We’ve reached a weird point where people assume that if you’re quiet online, you’ve gone silent in life.
Miss a few posts and the messages start rolling in:
“You still doing photography?”
“Y’all still running the landscaping business?”
“Everything okay?”
Let me provide an update:
Everything is fine, challenging for sure, but real work doesn’t make noise until it’s finished, and I no longer have the habit of providing updates the way I used to online. There was a time when I’d post every move, lift session, and major thought inside the Fraternity of Excellence, or on X…
I don’t do that anymore, but it doesn’t mean all the projects I am working on or my goals have slid or regressed. It means I don’t have the time or want to make the time to provide a look into my world; this may change later in life, but in this phase, I’m not interested in doing that.
Behind the Scenes Isn’t Laziness
In photography, the final image gets all the glory.
The perfectly timed shot, the colors, the emotion, people see that and think you got lucky. They don’t see the 200 other frames, the hours of editing, the gear setup, or the patience it takes to catch one second that tells a story.

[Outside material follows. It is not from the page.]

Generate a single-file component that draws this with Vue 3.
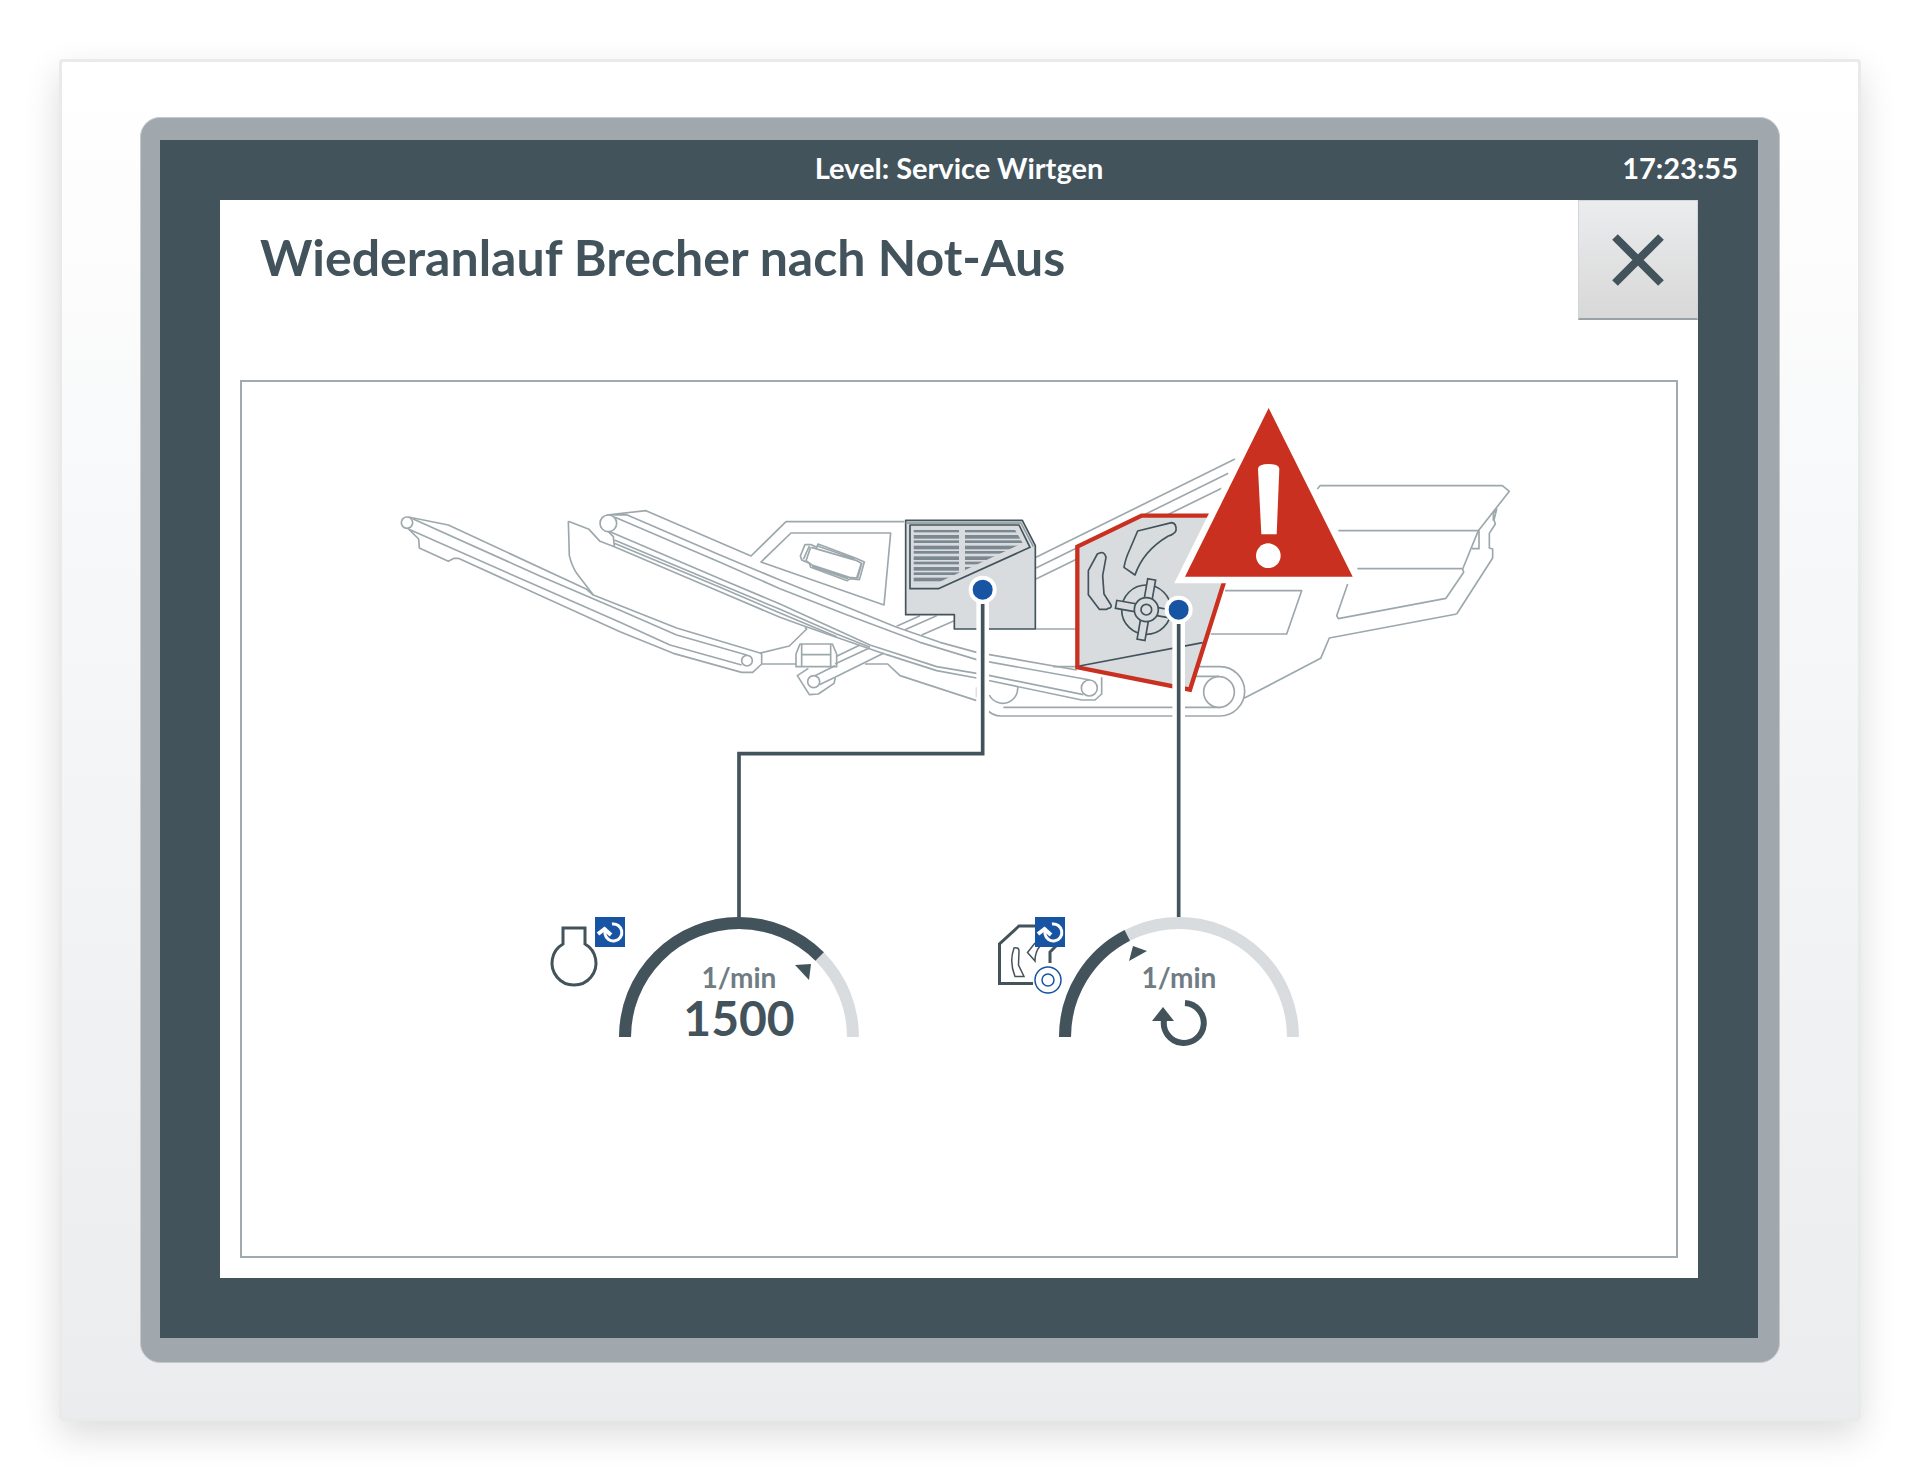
<template>
  <div class="page">
    <div class="housing">
      <div class="bezel">
        <div class="screen">
          <header class="status-bar">
            <span class="level">Level: Service Wirtgen</span>
            <time class="clock">17:23:55</time>
          </header>

          <main class="dialog">
            <div class="dialog-head">
              <h1>Wiederanlauf Brecher nach Not-Aus</h1>
              <button type="button" class="close" aria-label="Schließen">
                <svg viewBox="0 0 52 52" width="52" height="52">
                  <path d="M3 3L49 49M49 3L3 49" />
                </svg>
              </button>
            </div>

            <section class="frame">
              <svg class="machine" viewBox="0 -2 4302 1605" role="img" aria-label="Maschine">
                <defs>
                  <clipPath id="louvre">
                    <path d="M580 117H885L908 157L650 278H580Z" />
                  </clipPath>
                </defs>

                <!-- side discharge conveyor -->
                <g class="line" transform="translate(414 324)">
                  <path d="M565 92L627 116L660 152L703 168M565 92L568 195Q575 225 590 248L640 313" />
                  <path d="M85 79L205 103L620 296L640 313L890 412L1140 487L1145 490V520L1118 545H1085L880 488L720 423L235 203H222L205 212L118 172L116 145L84 113" />
                  <path d="M98 84L480 256L720 359L890 433L1100 493" />
                  <path d="M90 117L440 272L720 395L870 463L1085 523" />
                  <circle cx="81" cy="96" r="17" />
                  <circle cx="1101" cy="510" r="16" />
                  <path d="M1140 487L1228 466L1280 415L1275 410M1145 520H1248" />
                </g>

                <!-- main conveyor and chassis -->
                <g class="line" transform="translate(1434 324)">
                  <path d="M-340 73L-222 60L93 196L198 93H553" />
                  <path d="M213 127H512L492 343L123 214Z" />
                  <path d="M-335 73L-280 72L0 193L180 268L530 410L660 455L770 485L1070 538" />
                  <path d="M-315 80L0 215L180 294L380 372L600 455L770 507L1110 568" />
                  <path d="M-330 123L0 264L180 340L450 463L650 528L810 555L1090 612" />
                  <path d="M-317 148L0 281L180 356L350 430L450 470" />
                  <path d="M-317 158L0 290L180 367L350 438" />
                  <path d="M-335 123L-320 138L-317 168L0 303L180 380L250 405L500 492L650 540L770 562L1085 628H1125L1145 610V560" />
                  <circle cx="-335" cy="98" r="25" />
                  <circle cx="1108" cy="592" r="24" />

                  <!-- silencer -->
                  <path d="M274 162H255L241 196L245 208L268 218L272 230L382 270L390 264L418 267L433 214L408 203L294 160L290 170Z" />
                  <path d="M274 170L408 209L424 218L410 262L388 260L278 224L258 210L272 170M268 166L250 206M426 216L412 264M292 166L404 204M276 228L384 264" />

                  <path d="M240 460H337L350 490V528H228V490ZM245 460V528M332 460V528M245 492H332" />
                  <path d="M265 533L232 555L268 612L295 610L342 578L346 562" />
                  <path d="M350 497L420 463M345 520L448 472M285 555L345 525M298 582L345 560L492 487" />
                  <path d="M530 407L600 375M555 417L650 375M605 433L703 390" />
                  <circle cx="281" cy="573" r="18" />

                  <path d="M435 520H503L540 555L770 630M770 590V620" />
                  <path d="M948 415H1070M1000 528H1070" />
                  <path d="M893 588A45 45 0 0 1 808 613M850 650H1500M800 655Q815 676 845 676H1500" />
                </g>

                <!-- feed side -->
                <g class="line" transform="translate(2394 24)">
                  <path d="M-12 500L585 205M-12 532L565 248M-12 565L545 293" />
                  <path d="M110 828H540A74 74 0 0 1 540 976M300 857H537" />
                  <path d="M555 600H785L740 730H512" />
                  <circle cx="537" cy="904" r="46" />
                  <path d="M612 923L842 803L868 742L1250 670" />
                </g>
                <g class="line" transform="translate(3054 174)">
                  <path d="M590 520L698 352V325L688 322V278L706 250L702 238L710 205L700 218V240" />
                  <path d="M172 145L180 135H727L748 152L655 270L608 385L611 395L558 473L235 534L230 525L263 430" />
                  <path d="M235 270H657V324H636M292 384H606" />
                </g>

                <!-- engine -->
                <g transform="translate(1434 324)">
                  <path class="body" d="M557 89H907L946 165V415H703V372H557Z" />
                  <path class="thin" d="M557 97H903L940 168" />
                  <path class="body" d="M570 103H897L930 170L655 294H570Z" />
                  <g clip-path="url(#louvre)">
                    <rect
                      v-for="n in 11"
                      :key="n"
                      class="slat"
                      x="580"
                      :y="101 + n * 16"
                      width="330"
                      :height="n % 2 ? 8 : 11"
                    />
                    <rect class="post" x="717" y="110" width="18" height="180" />
                  </g>
                  <path class="halo" d="M788 297V789" />
                  <path class="lead" d="M788 340V789H57V1283" />
                  <circle class="dot" cx="788" cy="297" r="36" />
                </g>

                <!-- crusher -->
                <g transform="translate(2394 24)">
                  <path class="alarm" d="M112 468L305 375H615L450 897L112 830Z" />
                  <g class="part">
                    <path d="M118 826L488 756" />
                    <path d="M172 490Q192 478 198 500L188 555L192 610L213 643Q216 652 205 653L200 656H178L145 612V540Z" />
                    <path d="M293 421L395 396Q410 398 408 420Q402 432 385 436Q310 480 285 553L252 530Q256 505 270 475Z" />
                    <circle cx="319" cy="657" r="74" />
                    <rect
                      v-for="angle in [10, 100, 190, 280]"
                      :key="angle"
                      x="307"
                      y="565"
                      width="24"
                      height="60"
                      :transform="`rotate(${angle} 319 657)`"
                    />
                    <circle cx="319" cy="657" r="36" />
                    <circle cx="319" cy="657" r="16" />
                  </g>
                  <path class="halo" d="M416 657V1100" />
                  <path class="lead" d="M416 700V1583" />
                  <circle class="dot" cx="416" cy="657" r="36" />
                  <path class="warning-edge" d="M686 52L435 558H938Z" />
                  <path class="warning" d="M686 52L435 558H938Z" />
                  <path class="mark" d="M654 234Q656 220 686 220Q716 220 718 234L710 431H664Z" />
                  <circle class="mark" cx="685" cy="495" r="37" />
                </g>
              </svg>

              <div class="gauges">
                <div v-for="gauge in gauges" :key="gauge.id" class="gauge" :class="gauge.id">
                  <svg class="dial" viewBox="0 0 310 120">
                    <path class="track" :d="arc" />
                    <path
                      class="fill"
                      :d="arc"
                      pathLength="100"
                      :stroke-dasharray="`${gauge.level} 100`"
                    />
                    <path class="pointer" :d="gauge.pointer" />

                    <path v-if="gauge.id === 'motor'" class="symbol" d="M14 11H36V27A22 22 0 1 1 14 27Z" />
                    <template v-else>
                      <path class="symbol" d="M47 9H30L10.500 27V66.500H44M68 28L61 35V46" />
                      <path class="symbol fine" d="M25 31Q30 30 30 34L29.500 48L35 59.500H26Q20 45 25 31Z" />
                      <path class="symbol fine" d="M46 26L38.500 35.500L46 44Q46 35 51 29" />
                      <circle class="ring" cx="59" cy="63" r="13" />
                      <circle class="ring" cx="59" cy="63" r="6" />
                    </template>

                    <rect class="badge" x="46" width="30" height="30" />
                    <path class="badge-arrow" d="M63 7A8.500 8.500 0 1 1 56 17V14" />
                    <path class="badge-head" d="M49 17L55.500 12L62 18" />
                  </svg>
                  <div class="readout">
                    <span class="unit">1/min</span>
                    <strong v-if="gauge.value" class="value">{{ gauge.value }}</strong>
                    <svg v-else class="spin" viewBox="0 0 54 40" width="54" height="40">
                      <path class="spin-ring" d="M33 2A20 20 0 1 1 12 19" />
                      <path class="spin-head" d="M0 20L11 6L22 20Z" />
                    </svg>
                  </div>
                </div>
              </div>
            </section>
          </main>
        </div>
      </div>
    </div>
  </div>
</template>

<script setup>
const arc = 'M76 120A114 114 0 0 1 304 120';

// level is the filled part of the half circle in percent
const gauges = [
  { id: 'motor', level: 75, value: 1500, pointer: 'M246 48L262 47L260 63Z' },
  { id: 'brecher', level: 35, value: null, pointer: 'M144 29L158 34L140 44Z' },
];
</script>

<style>
body {
  margin: 0;
  background: #fff;
}
</style>

<style scoped>
.page,
.page * {
  box-sizing: border-box;
}

.page {
  --dark: #42535c;
  --blue: #1854a4;
  --red: #c9301f;
  --metal: #d8dcdf;
  display: flex;
  min-height: 100vh;
  padding: 59px;
  color: var(--dark);
  font-family: Lato, "Liberation Sans", sans-serif;
}

.housing {
  display: flex;
  flex: 1;
  padding: 55px 78px;
  border: 3px solid #e9ebeb;
  border-radius: 4px;
  background: linear-gradient(#fff, #f4f5f7 50%, #ebecee);
  box-shadow: 0 14px 36px rgba(0, 0, 0, 0.14);
}

.bezel {
  display: flex;
  flex: 1;
  padding: 22px 21px 24px 19px;
  border: 1px solid #c3c8cb;
  border-radius: 20px;
  background: #a0a7ad;
}

.screen {
  display: flex;
  flex: 1;
  flex-direction: column;
  padding: 0 60px 60px;
  background: var(--dark);
}

.status-bar {
  display: grid;
  grid-template-columns: 1fr auto 1fr;
  align-items: center;
  height: 60px;
  margin: 0 -40px;
  padding-bottom: 4px;
  color: #fff;
  font-size: 29px;
  font-weight: 700;
  line-height: 56px;
}

.level {
  grid-column: 2;
}

.clock {
  justify-self: end;
}

.dialog {
  display: flex;
  flex: 1;
  flex-direction: column;
  padding: 0 20px 20px;
  background: #fff;
}

.dialog-head {
  display: flex;
  justify-content: space-between;
  min-height: 180px;
  margin-right: -20px;
  padding-left: 20px;
}

h1 {
  margin: 0;
  font-size: 50px;
  font-weight: 700;
  line-height: 114px;
}

.close {
  display: grid;
  place-items: center;
  width: 120px;
  height: 120px;
  padding: 0;
  border: 1px solid #d2d6d8;
  border-bottom: 2px solid #98a3a7;
  background: linear-gradient(#ebecee, #d8d8d8);
  cursor: pointer;
}

.close path {
  fill: none;
  stroke: var(--dark);
  stroke-width: 8;
}

.frame {
  flex: 1;
  border: 2px solid #a0abaf;
}

.machine {
  display: block;
  width: 100%;
  height: auto;
}

.machine path {
  stroke-linejoin: round;
}

.line {
  fill: none;
  stroke: #9da8ad;
  stroke-width: 5;
}

.line circle {
  fill: #fff;
}

.body {
  fill: var(--metal);
  stroke: var(--dark);
  stroke-width: 5;
}

.thin {
  fill: none;
  stroke: #8b969c;
  stroke-width: 4;
}

.slat {
  fill: #7c888f;
}

.post {
  fill: var(--metal);
}

.halo {
  fill: none;
  stroke: #fff;
  stroke-width: 38;
}

.machine .lead {
  fill: none;
  stroke: var(--dark);
  stroke-width: 11;
  stroke-linejoin: miter;
}

.dot {
  fill: var(--blue);
  stroke: #fff;
  stroke-width: 12;
}

.machine .alarm {
  fill: var(--metal);
  stroke: var(--red);
  stroke-width: 13;
  stroke-linejoin: miter;
}

.part {
  fill: var(--metal);
  stroke: var(--dark);
  stroke-width: 5;
}

.warning {
  fill: var(--red);
}

.machine .warning-edge {
  fill: #fff;
  stroke: #fff;
  stroke-width: 40;
  stroke-linejoin: miter;
}

.mark {
  fill: #fff;
}

.gauges {
  display: grid;
  grid-template-columns: 307fr 310fr 130fr 310fr 377fr;
}

.gauge {
  display: grid;
}

.motor {
  grid-column: 2;
}

.brecher {
  grid-column: 4;
}

.dial,
.readout {
  grid-area: 1 / 1;
}

.dial {
  width: 100%;
  overflow: visible;
}

.track,
.fill {
  fill: none;
  stroke: var(--metal);
  stroke-width: 12;
}

.fill {
  stroke: var(--dark);
}

.pointer,
.spin-head {
  fill: var(--dark);
}

.symbol {
  fill: none;
  stroke: var(--dark);
  stroke-width: 3;
}

.symbol.fine {
  stroke-width: 1.5;
}

.ring {
  fill: #fff;
  stroke: var(--blue);
  stroke-width: 1.5;
}

.badge {
  fill: var(--blue);
}

.badge-arrow,
.badge-head {
  fill: none;
  stroke: #fff;
  stroke-width: 3;
}

.badge-head {
  stroke-width: 4;
}

.readout {
  display: flex;
  flex-direction: column;
  align-items: center;
  padding: 44px 0 0 70px;
}

.unit {
  color: #707c83;
  font-size: 28px;
  font-weight: 700;
  line-height: 32px;
}

.value {
  font-size: 48px;
  font-weight: 700;
  line-height: 50px;
}

.spin {
  margin-top: 8px;
  overflow: visible;
}

.spin-ring {
  fill: none;
  stroke: var(--dark);
  stroke-width: 6;
}
</style>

It’s the same in landscaping…
Folks drive by a property and say, “Wow, that looks great!” without realizing we were there at sunrise, covered in dirt, sweating through our clothes before 10 am, and fixing irrigation problems no one will ever know existed.
That’s the beauty of good work, it disappears into the background and improves life.
But online?
The algorithm doesn’t reward patience; it rewards noise.
Post daily -> Be seen → Stay “relevant.”
The problem is, most people are so focused on being seen that they’ve stopped doing anything worth seeing.
Real Progress Happens in Private
I’ve learned this the hard way.
There have been times when I posted daily photos, podcasts, and articles, but I felt I wasn’t actually building anything. Then there are weeks, like this one, where I barely post a thing…
Yet behind the scenes, the gears are grinding, new systems are being built, clients are being served, and future projects are being mapped out.
Silence online doesn’t equal stagnation; sometimes, it’s a sign that someone’s leveling up.
You can’t hear the sound of roots growing, but one day, the tree is unshakable.
Stop Performing, Start Producing
If your worth or progress is tied to the likes, comments, and shares, you’re not building, you’re performing, and the performance eventually burns you out, because the applause fades faster than the hunger to create.
When editing photos, I’m not thinking about how it’ll perform on Instagram…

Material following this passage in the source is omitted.